Altitude is not zeroed on power up, but routine to do so is no biggie.
Plane was set into a gentle climb, altitude call outs increased numerically as the plane rose and decreased during descent, but numerical values seemed off; the more I climbed, the more off they seemed, the plane never appeared to be as high as the call outs stated, although that could very likely be uncalibrated old eyes.
Landed the plane, with transmitter about 3' above it, call outs were from -13' to -18'
Back to the stand and with the transmitter and plane at the same level, call outs varied from -3- to -5'.
Powered everything back up, zeroed altitude, repeated test with similar results.
Perhaps span calibration is needed.
Both times when altitude was initially zeroed, call outs were from -.3' to -.8'.
Have you used your vario Lemon DSMP in a plane? If so, did you get believable numbers from it?
I reduced RSSI warn from 20 to 5 as I started getting "receiver low" alarms with the plane barely 30' away. No problems with control at any point, however.

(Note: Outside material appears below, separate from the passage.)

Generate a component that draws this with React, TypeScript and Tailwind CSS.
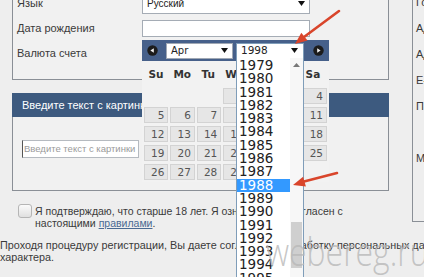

Does raise the question: Does constantly transmitted telemetry "absorb" significant amounts of signal strength?
Vspd tones changed with climb, or descent but I need to get into the audio/haptics to assign monotones at a reduced frequency instead of the nearly continuous warbles given.
Font on your screenshot does look better.
Did you notice on my photo of the Telemetry screen that the Alt Zero values in ft are superimposed over the metric values there when the window is initially opened?